The federal SPÖ-ÖVP coalition claimed a full success when it emerged that public servants would soon have to be more flexible considering their workplace. Heinisch-Hosek and ÖVP Finance Minister Maria Fekter saw great savings potential by passing laws ensuring that civil servants could not refuse to work elsewhere in the public sector if their services were no longer needed.

GÖD officials underlined that more flexibility in this concern was demanded already anyway. Experts and observers think that the government will not manage to strongly lower costs of the public sector since the decisive laws are not yet legally binding. GÖD leaders kept the pressure up by refusing to rule out strikes. The politically powerful ÖGB section is currently checking the government’s suggestions. GÖD is expected to veto some of the more radical reform ideas of the coalition while it seems as if the organisation gave up its fight against a wage freeze in 2013.

The average age at which Austrians retire ranges around 58 at the moment. Economist Bernhard Felderer identified the issue as crucial for the financial condition of the country. He said an increase of just a few years in the foreseeable future would be of great help in reducing the state’s debt ratio while some unionists reacted sceptically to the SPÖ-ÖVP coalition’s decision to block everyone younger than 50 from retiring due to invalidity. Works council officials representing forestry workers and construction sector staff claimed that this meant that the government doubted physicians’ analyses.

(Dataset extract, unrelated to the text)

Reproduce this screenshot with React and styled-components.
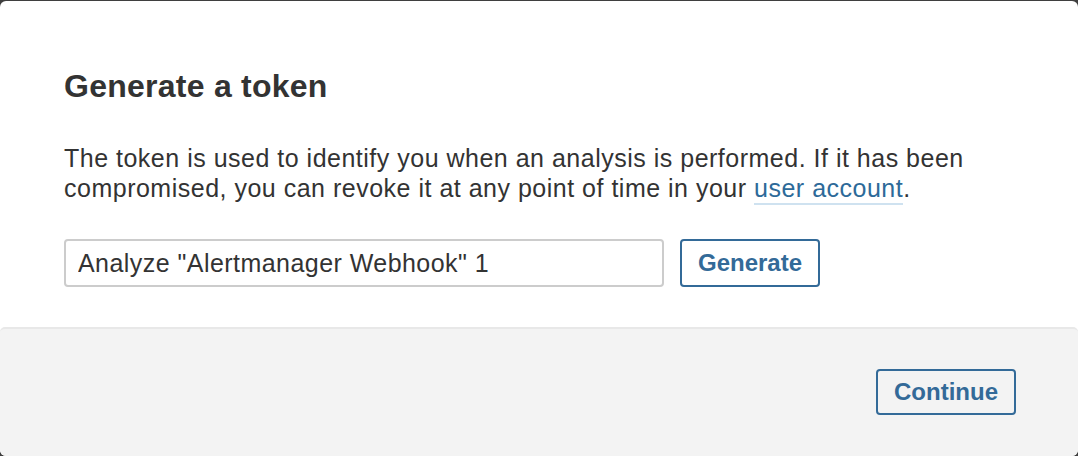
import React from 'react';
import styled, { createGlobalStyle } from 'styled-components';

const GlobalStyle = createGlobalStyle`
  html, body {
    margin: 0;
    padding: 0;
    background: #3f3f3f;
    height: 456px;
    overflow: hidden;
  }
  body {
    font-family: "Liberation Sans", Arial, sans-serif;
    color: #333333;
  }
`;

const Modal = styled.div`
  margin-top: 1px;
  height: 455px;
  background: #ffffff;
  border-radius: 6px;
  overflow: hidden;
  display: flex;
  flex-direction: column;
`;

const Body = styled.div`
  padding: 66px 64px 40px 64px;
`;

const Title = styled.h2`
  margin: 0 0 38px 0;
  font-size: 32px;
  line-height: 38px;
  letter-spacing: 0.25px;
  font-weight: bold;
  color: #333333;
`;

const Text = styled.p`
  margin: 0 0 36px 0;
  font-size: 25px;
  line-height: 30px;
  letter-spacing: 0.5px;
  color: #333333;
`;

const Link = styled.a`
  color: #2d6a99;
  text-decoration: none;
  border-bottom: 2px solid #cfe2f0;
  padding-bottom: 1px;
`;

const Row = styled.div`
  display: flex;
  align-items: center;
  gap: 16px;
`;

const Input = styled.input`
  box-sizing: border-box;
  width: 600px;
  height: 48px;
  padding: 0 12px;
  border: 2px solid #cccccc;
  border-radius: 4px;
  font-family: "Liberation Sans", Arial, sans-serif;
  font-size: 25px;
  letter-spacing: 0.45px;
  color: #333333;
  background: #ffffff;
  outline: none;
`;

const Button = styled.button`
  box-sizing: border-box;
  height: ${props => props.h || 48}px;
  padding: 0 16px;
  background: transparent;
  border: 2px solid #336a98;
  border-radius: 4px;
  color: #336a98;
  font-family: "Liberation Sans", Arial, sans-serif;
  font-size: 24px;
  font-weight: bold;
  cursor: pointer;
`;

const Footer = styled.div`
  flex: 1;
  background: #f3f3f3;
  border-top: 2px solid #e8e8e8;
  border-radius: 5px 5px 0 0;
  display: flex;
  justify-content: flex-end;
  align-items: flex-start;
  padding: 40px 62px 0 0;
`;

export default function App() {
  return (
    <>
      <GlobalStyle />
      <Modal>
        <Body>
          <Title>Generate a token</Title>
          <Text>
            The token is used to identify you when an analysis is performed. If it has been
            compromised, you can revoke it at any point of time in your <Link href="#">user account</Link>.
          </Text>
          <Row>
            <Input defaultValue={'Analyze "Alertmanager Webhook" 1'} />
            <Button>Generate</Button>
          </Row>
        </Body>
        <Footer>
          <Button h={46}>Continue</Button>
        </Footer>
      </Modal>
    </>
  );
}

Austria’s rising debts and risk factors of the country’s banks’ engagement in Eastern Europe (EE) tempted Moody’s to issue a negative economic outlook earlier this month. The rating agency did not correct Austria’s AAA rating – but there are indicators that it will do so soon. Research group Karmasin found that 62 per cent of Austrians consider rating agencies as more influential in the Eurozone crisis than the affected countries’ politicians.